Last week, listeners to the popular Slate podcast “Trumpcast” found themselves caught in a pledge drive. Starting last Tuesday and extending through Saturday, each episode of “Trumpcast” featured at least one interruption calling on listeners to subscribe to Slate Plus, its long-standing premium membership tier. In some cases, the interruptions took up as much as 15 percent of every “Trumpcast” episode.
Those interruptions might have been unexpected for readers, but they worked. The program drove “hundreds” of new sign-ups from Wednesday to Sunday, per Slate Group Chairman Jacob Weisberg. That total — the publisher declined to provide a hard number — was four times greater than the average number of sign-ups that Slate Plus typically gets every week, according to a Slate spokesperson. The results were encouraging enough that Slate will launch a pledge drive across all of its podcasts later this fall, though it declined to be more specific about the plans.
“I would say they beat expectations pretty dramatically,” said Slate Plus editorial director Gabriel Roth.
Roth said the idea for pledge week came about during a brainstorming meeting with senior management. Roth then took the idea to Steve Lickteig and Mike Pesca, Slate staffers who both have extensive experience in public radio, for pointers on how to conduct pledge drives. They also studied an article about the mechanics of public radio pledge drives that Slate veteran June Thomas wrote in 2009.
That research yielded a specific formula: a one-minute entreaty at the start of “Trumpcast” episodes, plus a separate segment tucked into the first third of episodes, featuring Weisberg talking to a Slate colleague about the virtues of Slate Plus. In one episode, Roth discusses Slate Plus’ newsletter and the investigative journalism that Plus revenues fund; in another, Pesca discusses the benefits of an ad-free podcast.
Those moves will be replicated in the podcast pledge drive this fall across a broader number of titles.
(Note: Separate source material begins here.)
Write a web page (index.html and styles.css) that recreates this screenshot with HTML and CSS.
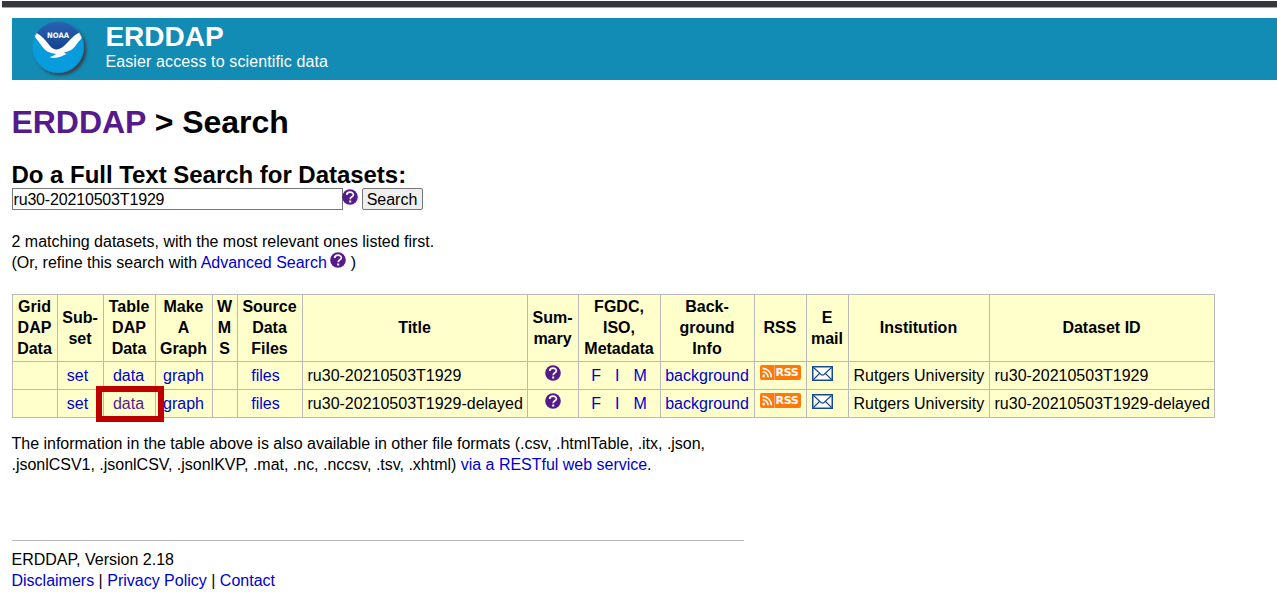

Slate has experimented with pledge drives before — it ran one in 2010 designed to grow its audiences. And while Slate Plus offers its members different kinds of content, it has long put podcasts at the center of its push to grow Plus’ membership. It prefers to use podcasts to push Slate Plus, Roth said, because podcasts are habit-forming, simply by virtue of how they’re distributed. “When you listen to a podcast every week, it inevitably becomes a real presence in your mind, in the way that reading a writer’s articles does not,” Roth said. “There’s an intimacy with podcasts that makes people interested in getting more.”
The hundreds of sign-ups from last week’s drive made only a modest contribution to the overall size of Plus’ membership totals, which rocketed upward after Donald Trump got elected to nearly 27,000. A bit of arithmetic suggests that today, Slate Plus accounts for as much as $1.3 million in annual revenue (Slate memberships cost $35 for the first year, and $50 for every year after that). That’s a far cry from the share that public radio gets from its audience, but it’s increasingly meaningful to Slate, which turned 20 this year. “For me to talk about reader revenue replacing advertising revenue would be grandiose at this point,” Roth said. “But it’s true to say that reader revenue is no longer just a fun side project.”
The plans for the fall pledge drive are still coming together. But for now, Roth isn’t worried about annoying the core listeners of Slate podcasts. “Anything you do is going to attract angry tweets,” he said.
“Your podcast app has a fast-forward button,” he added. “We can’t even inconvenience you as much as they can on public radio.”